Il Festival di Cannes nel 1994 tributa la Palma d’Oro a Pulp Fiction, che entra a pieno titolo nella Storia del Cinema. Morsiani ci accompagna sul set, ci spiega come pensa Tarantino, cosa gli piace, addirittura qual è la sua marca preferita di cornflakes e non per una perversa forma di idolatria, bensì perché ogni dettaglio del quotidiano di Tarantino entra nei suoi film. Ogni apparente banalità assurge a opera d’arte come i barattoli di Campbell di Wharol. Tutto è immagine identificativa, icona, segno chiarificatore e rivelatore di qualcosa che è altrove, ulteriore all’apparenza della superficie. Così come la Los Angeles di Pulp Fiction non è quella patinata e anonima alla Ellroy, è la Metropoli al di là del tempo fatta di diners usciti dai quadri di Hopper, residence, suburbs che sono in nessun luogo in un tempo oltre che è immagine del nostro tempo vuoto.

Il libro illustra con dovizia l’immaginario del regista nonché le tante ossessioni, a cominciare da quella per il cibo, quella per i piedi, fino al culto assoluto per certa musica anni ’50 e così via a comporre un mosaico prezioso.

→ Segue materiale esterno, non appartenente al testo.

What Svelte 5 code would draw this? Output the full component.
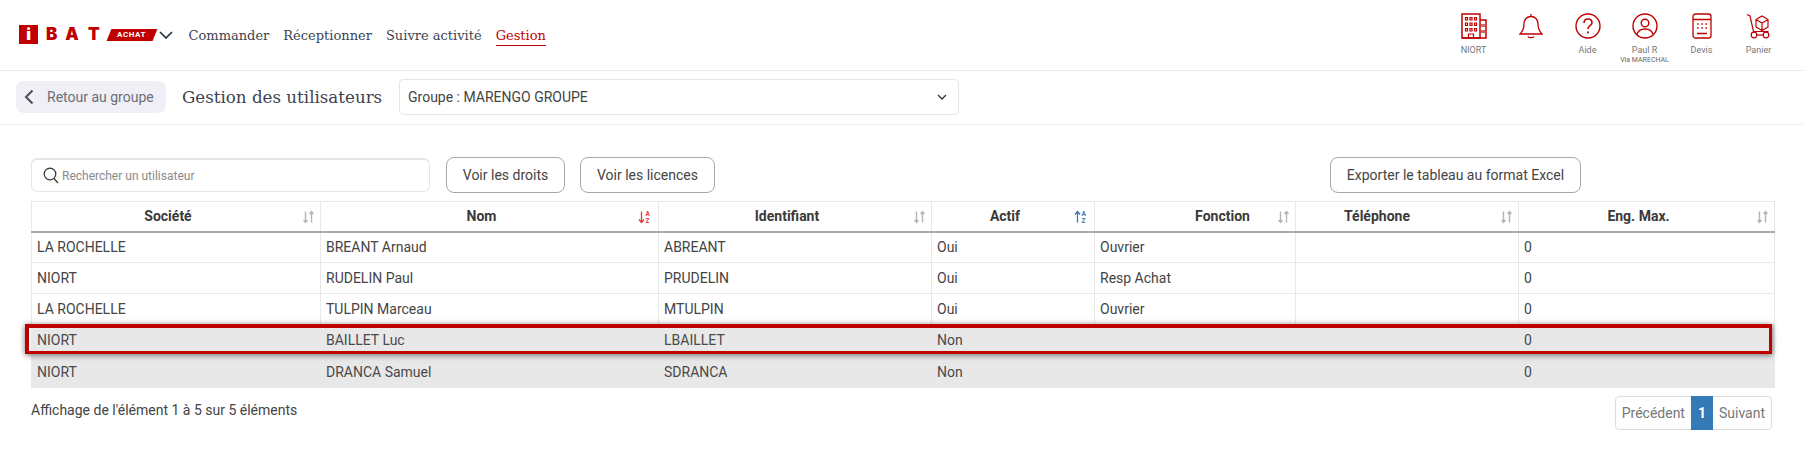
<script>
  const columns = [
    { label: 'Société', cls: 'c1', sort: 'none' },
    { label: 'Nom', cls: 'c2', sort: 'red' },
    { label: 'Identifiant', cls: 'c3', sort: 'none' },
    { label: 'Actif', cls: 'c4', sort: 'blue' },
    { label: 'Fonction', cls: 'c5', sort: 'none' },
    { label: 'Téléphone', cls: 'c6', sort: 'none' },
    { label: 'Eng. Max.', cls: 'c7', sort: 'none' }
  ];
  const rows = [
    ['LA ROCHELLE', 'BREANT Arnaud', 'ABREANT', 'Oui', 'Ouvrier', '', '0'],
    ['NIORT', 'RUDELIN Paul', 'PRUDELIN', 'Oui', 'Resp Achat', '', '0'],
    ['LA ROCHELLE', 'TULPIN Marceau', 'MTULPIN', 'Oui', 'Ouvrier', '', '0'],
    ['NIORT', 'BAILLET Luc', 'LBAILLET', 'Non', '', '', '0'],
    ['NIORT', 'DRANCA Samuel', 'SDRANCA', 'Non', '', '', '0']
  ];
</script>

<header class="top">
  <div class="logo">
    <span class="logo-i">i</span>
    <span class="logo-l b">B</span>
    <span class="logo-l a">A</span>
    <span class="logo-l t">T</span>
    <span class="achat"><span>ACHAT</span></span>
    <svg class="logo-chev" width="14" height="8" viewBox="0 0 14 8"><path d="M1 1l6 6 6-6" fill="none" stroke="#2a3340" stroke-width="1.7"/></svg>
  </div>
  <nav class="nav">
    <a>Commander</a>
    <a>Réceptionner</a>
    <a>Suivre activité</a>
    <a class="on">Gestion</a>
  </nav>
  <div class="tools">
    <div class="tool">
      <svg width="26" height="26" viewBox="0 0 26 26" fill="none" stroke="#c00000" stroke-width="1.2">
        <rect x="1" y="1" width="18" height="24" stroke-width="1.5"/><path d="M19 7h6v18h-6M1 25h24" stroke-width="1.5"/>
        <path d="M4.500 4.500h2v2.500h-2zM9 4.500h2v2.500h-2zM13.500 4.500h2v2.500h-2zM4.500 10h2v2.500h-2zM9 10h2v2.500h-2zM13.500 10h2v2.500h-2zM4.500 15.500h2v2.500h-2zM9 15.500h2v2.500h-2zM13.500 15.500h2v2.500h-2zM7.500 25v-4h5v4M21 11v3M23 11v3M21 17v3M23 17v3"/>
      </svg>
      <span>NIORT</span>
    </div>
    <div class="tool">
      <svg width="24" height="26" viewBox="0 0 24 26" fill="none" stroke="#c00000" stroke-width="1.3">
        <path d="M12 1v2.500M12 3.500c-4.500 0-7 3.500-7 7.500 0 5-1.500 7.500-4 10h22c-2.500-2.500-4-5-4-10 0-4-2.500-7.500-7-7.500zM9 23.500c.8 1.600 5.200 1.600 6 0"/>
      </svg>
    </div>
    <div class="tool">
      <svg width="26" height="26" viewBox="0 0 26 26" fill="none" stroke="#c00000" stroke-width="1.4">
        <circle cx="13" cy="13" r="12"/><path d="M9 10c0-2.500 1.800-4 4-4s4 1.500 4 3.700c0 3-4 3-4 6.300" stroke-width="1.6"/><path d="M13 18.500v1.800" stroke-width="1.8"/>
      </svg>
      <span>Aide</span>
    </div>
    <div class="tool">
      <svg width="26" height="26" viewBox="0 0 26 26" fill="none" stroke="#c00000" stroke-width="1.4">
        <circle cx="13" cy="13" r="12"/><circle cx="13" cy="10" r="3.800"/><path d="M5 21.500c1-4 4-5.500 8-5.500s7 1.500 8 5.500"/>
      </svg>
      <span>Paul R</span>
      <small>Via MARECHAL</small>
    </div>
    <div class="tool">
      <svg width="20" height="26" viewBox="0 0 20 26" fill="none" stroke="#c00000" stroke-width="1.3">
        <rect x="1" y="1" width="18" height="24" rx="2.500"/><path d="M1 6.500h18M5 20.500h10"/>
        <path d="M5 11h1.500M9.300 11h1.500M13.500 11h1.500M5 15h1.500M9.300 15h1.500M13.500 15h1.500" stroke-width="1.500"/>
      </svg>
      <span>Devis</span>
    </div>
    <div class="tool">
      <svg width="26" height="26" viewBox="0 0 26 26" fill="none" stroke="#c00000" stroke-width="1.200">
        <path d="M1 1.500l3 1.500 3.500 15.500h15"/><path d="M10 6.500l6-3.500 6 3.500v7.500l-6 3.500-6-3.500zM10 6.500l6 3.500 6-3.500M16 10v7.500"/>
        <circle cx="8" cy="22" r="2.800"/><circle cx="20" cy="22" r="2.800"/><path d="M10.800 22h6.400"/>
      </svg>
      <span>Panier</span>
    </div>
  </div>
</header>

<section class="sub">
  <button class="back">
    <svg width="10" height="16" viewBox="0 0 10 16"><path d="M8.500 1.500L2 8l6.500 6.500" fill="none" stroke="#4a4f5a" stroke-width="2"/></svg>
    <span>Retour au groupe</span>
  </button>
  <h1>Gestion des utilisateurs</h1>
  <div class="select">
    <span>Groupe : MARENGO GROUPE</span>
    <svg width="10" height="6" viewBox="0 0 10 6"><path d="M1 1l4 4 4-4" fill="none" stroke="#333" stroke-width="1.300"/></svg>
  </div>
</section>

<main class="content">
  <div class="toolbar">
    <div class="search">
      <svg width="16" height="17" viewBox="0 0 16 17" fill="none" stroke="#333" stroke-width="1.200"><circle cx="7" cy="7" r="5.800"/><path d="M11 11.500l4 4.500"/></svg>
      <span>Rechercher un utilisateur</span>
    </div>
    <button class="btn b1">Voir les droits</button>
    <button class="btn b2">Voir les licences</button>
    <button class="btn export">Exporter le tableau au format Excel</button>
  </div>

  <div class="table-wrap">
    <table>
      <thead>
        <tr>
          {#each columns as col}
            <th class={col.cls}>
              {col.label}
              <svg class="sort" class:idle={col.sort === 'none'} width="14" height="14" viewBox="0 0 14 14" fill="none">
                {#if col.sort === 'none'}
                  <path d="M3.500 1.500v11M1.500 10l2 2.500 2-2.500M9.500 12.500v-11M7.500 4l2-2.500 2 2.500" stroke="#b5b5b5" stroke-width="1.400"/>
                {:else if col.sort === 'red'}
                  <path d="M3.500 1.500v11M1 9.500l2.500 3 2.500-3" stroke="#e03a3a" stroke-width="1.300"/>
                  <text x="7.500" y="6" class="az red">A</text><text x="7.500" y="13" class="az red">Z</text>
                {:else}
                  <path d="M3.500 12.500v-11M1 4.500l2.500-3 2.500 3" stroke="#337ab7" stroke-width="1.300"/>
                  <text x="7.500" y="6" class="az blue">A</text><text x="7.500" y="13" class="az blue">Z</text>
                {/if}
              </svg>
            </th>
          {/each}
        </tr>
      </thead>
      <tbody>
        {#each rows as row, i}
          <tr class:off={i > 2}>
            {#each row as cell}
              <td>{cell}</td>
            {/each}
          </tr>
        {/each}
      </tbody>
    </table>
    <div class="mark"></div>
  </div>

  <div class="foot">
    <span class="info">Affichage de l'élément 1 à 5 sur 5 éléments</span>
    <div class="pager">
      <span>Précédent</span>
      <span class="cur">1</span>
      <span>Suivant</span>
    </div>
  </div>
</main>

<style>
  :global(body) {
    margin: 0;
    background: #fff;
    font-family: Roboto, "Liberation Sans", sans-serif;
    color: #444;
  }
  .top {
    height: 70px;
    border-bottom: 1px solid #e8e8e8;
    display: flex;
    align-items: flex-start;
    box-sizing: content-box;
  }
  .logo {
    display: flex;
    align-items: center;
    margin: 25px 0 0 19px;
    height: 19px;
  }
  .logo-i {
    width: 19px;
    height: 19px;
    background: #c00000;
    color: #fff;
    font: 900 16px/19px Inter, sans-serif;
    text-align: center;
  }
  .logo-l {
    color: #c00000;
    font: 900 17px/19px Inter, sans-serif;
  }
  .b { margin-left: 8px; }
  .a { margin-left: 8px; }
  .t { margin-left: 9px; }
  .achat {
    margin-left: 9px;
    width: 46px;
    height: 12px;
    background: #c00000;
    transform: skewX(-22deg);
    display: flex;
    align-items: center;
    justify-content: center;
  }
  .achat span {
    transform: skewX(22deg);
    color: #fff;
    font: 700 8px/12px Roboto, sans-serif;
    letter-spacing: 0.6px;
  }
  .logo-chev { margin-left: 4px; }
  .nav {
    display: flex;
    gap: 14px;
    margin: 26px 0 0 16px;
    font: 13px/20px "DejaVu Serif", serif;
    color: #3c4350;
  }
  .nav a { display: block; height: 19px; }
  .nav .on {
    color: #c00000;
    border-bottom: 1px solid #c00000;
  }
  .tools {
    margin-left: auto;
    margin-right: 16px;
    margin-top: 13px;
    display: flex;
  }
  .tool {
    width: 57px;
    display: flex;
    flex-direction: column;
    align-items: center;
    color: #777;
    font-size: 9px;
    line-height: 11px;
  }
  .tool svg { margin-bottom: 6px; }
  .tool small { font-size: 7px; line-height: 9px; color: #666; white-space: nowrap; }
  .sub {
    height: 52px;
    padding-bottom: 1px;
    border-bottom: 1px solid #eee;
    display: flex;
    align-items: center;
    padding-left: 16px;
    box-sizing: content-box;
  }
  .back {
    width: 150px;
    height: 32px;
    background: #f0eff6;
    border: 0;
    border-radius: 8px;
    display: flex;
    align-items: center;
    padding: 0 0 0 8px;
    gap: 13px;
    font: 14px Roboto, sans-serif;
    color: #6a6e78;
  }
  h1 {
    margin: 0 0 0 16px;
    font: 400 16.700px/24px "DejaVu Serif", serif;
    color: #3c4350;
    width: 201px;
    white-space: nowrap;
  }
  .select {
    margin-left: 16px;
    width: 560px;
    height: 36px;
    box-sizing: border-box;
    border: 1px solid #e6e6e6;
    border-radius: 4px;
    display: flex;
    align-items: center;
    justify-content: space-between;
    padding: 0 11px 0 8px;
    font-size: 14px;
    color: #444;
  }
  .content {
    padding: 32px 29px 0 31px;
  }
  .toolbar {
    display: flex;
    align-items: center;
    height: 36px;
  }
  .search {
    width: 399px;
    height: 34px;
    box-sizing: border-box;
    border: 1px solid #e6e6e6;
    border-top-width: 2px;
    border-radius: 6px;
    display: flex;
    align-items: center;
    padding-left: 11px;
    gap: 3px;
    font-size: 12px;
    color: #8a8a8a;
  }
  .btn {
    height: 36px;
    box-sizing: border-box;
    background: #fff;
    border: 1px solid #a8a8a8;
    border-radius: 8px;
    font: 14px Roboto, sans-serif;
    color: #444;
    padding: 0;
  }
  .b1 { width: 119px; margin-left: 16px; }
  .b2 { width: 135px; margin-left: 15px; }
  .export { width: 251px; margin-left: auto; margin-right: 193px; }
  .table-wrap {
    position: relative;
    margin-top: 8px;
    width: 1743px;
  }
  table {
    width: 100%;
    table-layout: fixed;
    border-collapse: collapse;
    font-size: 14px;
  }
  th {
    position: relative;
    height: 30px;
    padding: 0 16px 0 0;
    box-sizing: border-box;
    font-weight: 700;
    font-size: 14px;
    color: #3a3a3a;
    text-align: center;
    border: 1px solid #e8e8e8;
    border-bottom: 2px solid #aaa;
  }
  .sort { position: absolute; right: 6px; top: 8px; }
  .sort.idle { right: 4px; }
  .az { font: 700 6.500px Roboto, sans-serif; }
  .red { fill: #e03a3a; }
  .blue { fill: #337ab7; }
  .c1 { width: 289px; }
  .c2 { width: 338px; }
  .c3 { width: 273px; }
  .c4 { width: 163px; }
  .c5 { width: 201px; padding-left: 71px; }
  .c6 { width: 223px; padding-left: 4px; padding-right: 64px; }
  .c7 { width: 256px; }
  td {
    height: 31px;
    padding: 0 5px;
    box-sizing: border-box;
    border: 1px solid #e8e8e8;
    color: #444;
  }
  .off td {
    background: #e8e8e8;
    border-color: #e8e8e8;
    border-bottom: 0;
    color: #4a4a4a;
  }
  .off:last-child td { height: 32px; }
  .mark {
    position: absolute;
    left: -6px;
    top: 123px;
    width: 1747px;
    height: 30px;
    box-sizing: border-box;
    border: 3px solid #c00000;
    border-width: 4px 3px 3px 4px;
    box-shadow: 0 1px 6px rgba(0, 0, 0, 0.55);
  }
  .foot {
    width: 1741px;
    display: flex;
    justify-content: space-between;
    align-items: flex-start;
    margin-top: 8px;
  }
  .info {
    margin-top: 6px;
    font-size: 14px;
    line-height: 16px;
    color: #444;
  }
  .pager {
    display: flex;
    height: 34px;
    box-sizing: border-box;
    border: 1px solid #ddd;
    border-radius: 4px;
    font-size: 14px;
    line-height: 32px;
    color: #777;
  }
  .pager span { padding: 0 6px; }
  .pager .cur {
    width: 22px;
    box-sizing: border-box;
    text-align: center;
    background: #337ab7;
    color: #fff;
    font-weight: 700;
    margin: -1px 0;
    line-height: 34px;
  }
</style>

A proposito, anche le riprese di Kill Bill non ebbero inizio fino a che non giunsero espressamente dal Giappone le scarpe poi divenute famose, quelle Onitsuka Tigers gialle e nere indossate da Uma Thurman. Da non dimenticare poi le citazioni di altri films che sono per Tarantino una autentica delizia, una ragione in più. IMdB ne ha contate ben 92 in Pulp Fiction. Infine un estratto dalla quarta di copertina del libro di Morsiani:

In esso convivono iperrealismo e fiaba, rétro e postmoderno, riciclaggi e invenzioni, confronti e scontri, orologi d’oro e frappè, chopper cromate e spade katana, sermoni e sodomie, gare di twist e spari in faccia. Pulp Fiction è, insomma, un’esperienza estetica globale, e l’icona di un’epoca.

L’AUTORE

Alberto Morsiani è direttore artistico dell’Associazione Circuito Cinema di Modena dal 1992. È critico cinematografico della «Nuova Gazzetta di Modena» e collaboratore di «Cineforum» e di altri periodici e siti specializzati. Studioso soprattutto di cinema americano, ha pubblicato tra l’altro Anthony Mann (1986), Joseph L. Mankiewicz (1990/2006), Scene americane. Il paesaggio nel cinema di Hollywood (1994), Oliver Stone (1998/2008), John Ford. Sentieri selvaggi (2002/2007), Quentin Tarantino (2004/2005), Gus Van Sant (2004), L’America e il western. Storie e film della frontiera (2007).